Economiquement, il y a, redisons-le, un pillage organisé des matières premières du sol et du sous-sol gabonais, au point où cinquante-quatre (54) ans après l’accession à la souveraineté internationale, le pays demeure presqu’un désert industriel. Son économie est rentière et essentiellement extravertie et donc dépendant de l’extérieur, principalement de la France, y compris dans des domaines relevant de la souveraineté : la monnaie, l’énergie, les télécommunications, les grands moyens de transport, pour ne citer que ces domaines très sensibles et hautement stratégiques.

Militairement, une base militaire française stationne en permanence au Gabon, certainement pas pour protéger les Gabonais ou pour sécuriser les frontières du pays, même un certain doctorant ( sic) gabonais, effectuant ses études en France a  récemment soutenu, dans les colonnes de l’ « Union) que tel est le cas, reconnaissant sans le dire, l’inaptitude et l’incapacité des forces de défense et de sécurité gabonaises d’accomplir de telles missions.

Culturellement, des jeunes générations de Gabonais ne parlent aujourd’hui aucune langue nationale, mais plutôt le français. Jadis dans les programmes enseignés dans des écoles, collèges et lycées, d’anciennes générations de Gabonais avaient appris, eux, que leurs ancêtres étaient des Gaulois.  Considérées comme de l’idolâtrie, les religions et les croyances ancestrales gabonaises sont traitées de satanisme.
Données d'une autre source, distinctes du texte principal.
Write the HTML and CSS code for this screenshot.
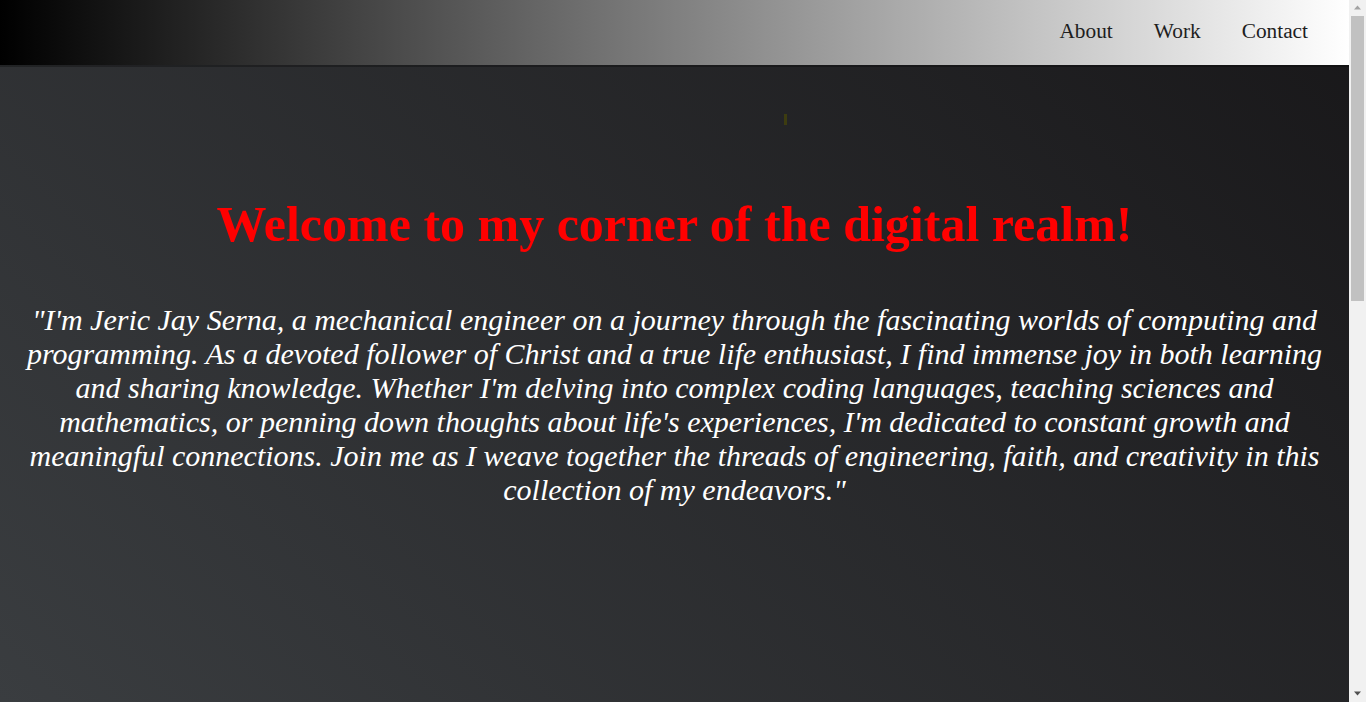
FILE: index.html
```html
<!DOCTYPE html>
<html lang="en">
<head>
<meta charset="utf-8">
<title>Jeric Jay Serna</title>
<link rel="stylesheet" href="styles.css">
</head>
<body>
<header class="site-header">
  <nav class="nav">
    <a class="nav-link" href="#about">About</a>
    <a class="nav-link" href="#work">Work</a>
    <a class="nav-link" href="#contact">Contact</a>
  </nav>
</header>
<main class="hero">
  <div class="marker"></div>
  <h1 class="title">Welcome to my corner of the digital realm!</h1>
  <p class="intro">"I'm Jeric Jay Serna, a mechanical engineer on a journey through the fascinating worlds of computing and programming. As a devoted follower of Christ and a true life enthusiast, I find immense joy in both learning and sharing knowledge. Whether I'm delving into complex coding languages, teaching sciences and mathematics, or penning down thoughts about life's experiences, I'm dedicated to constant growth and meaningful connections. Join me as I weave together the threads of engineering, faith, and creativity in this collection of my endeavors."</p>
</main>
<div class="scrollbar" aria-hidden="true">
  <svg class="sb-arrow" width="17" height="16" viewBox="0 0 17 16"><path d="M5 9.5 L8.5 5.5 L12 9.5 Z" fill="#a3a3a3"/></svg>
  <div class="sb-track"><div class="sb-thumb"></div></div>
  <svg class="sb-arrow" width="17" height="17" viewBox="0 0 17 17"><path d="M5 6.5 L12 6.5 L8.5 10.5 Z" fill="#505050"/></svg>
</div>
</body>
</html>
```

FILE: styles.css
```css
html, body {
  margin: 0;
  padding: 0;
}

body {
  font-family: "Liberation Serif", "Times New Roman", serif;
  background: linear-gradient(45deg, #3a3d40 0%, #181719 100%) fixed;
  min-height: 1650px;
  margin-right: 17px;
}

.site-header {
  height: 65px;
  display: flex;
  align-items: center;
  justify-content: flex-end;
  background: linear-gradient(to right, #000000, #ffffff);
  box-shadow: 0 2px 0 rgba(0, 0, 0, 0.28);
  position: relative;
  z-index: 1;
}

.nav {
  display: flex;
  gap: 41px;
  padding-right: 41px;
  margin-bottom: 4px;
}

.nav-link {
  color: #1e1e1e;
  text-decoration: none;
  font-size: 21.33px;
  line-height: 24px;
}

.hero {
  padding: 49px 20px 0;
}

.marker {
  width: 3px;
  height: 11px;
  margin-left: 764px;
  background: #3d3c10;
}

.title {
  margin: 71px 0 0;
  text-align: center;
  color: #ff0000;
  font-size: 50px;
  line-height: 57.5px;
  font-weight: bold;
}

.intro {
  margin: 49px 0 0;
  text-align: center;
  color: #ffffff;
  font-style: italic;
  font-size: 30px;
  line-height: 34px;
}

.scrollbar {
  position: fixed;
  top: 0;
  right: 0;
  width: 17px;
  height: 100vh;
  background: #f1f1f1;
  display: flex;
  flex-direction: column;
  z-index: 10;
}

.sb-arrow {
  display: block;
  flex: none;
}

.sb-track {
  flex: 1;
  padding: 0 2px;
}

.sb-thumb {
  height: 285px;
  background: #c1c1c1;
}
```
Autant un Centre culturel français est basé au Gabon et y diffuse des valeurs judéo-chrétiennes, autant aucune structure de ce genre ne se trouve en France pour défendre les valeurs culturelles gabonaises.

Il est donc impérieux d’équilibrer les relations entre le Gabon et la France, en revisitant et en révisant tous les accords de coopération qui lient aujourd’hui les deux pays : accords de coopération économiques ; accords militaires et accords culturels.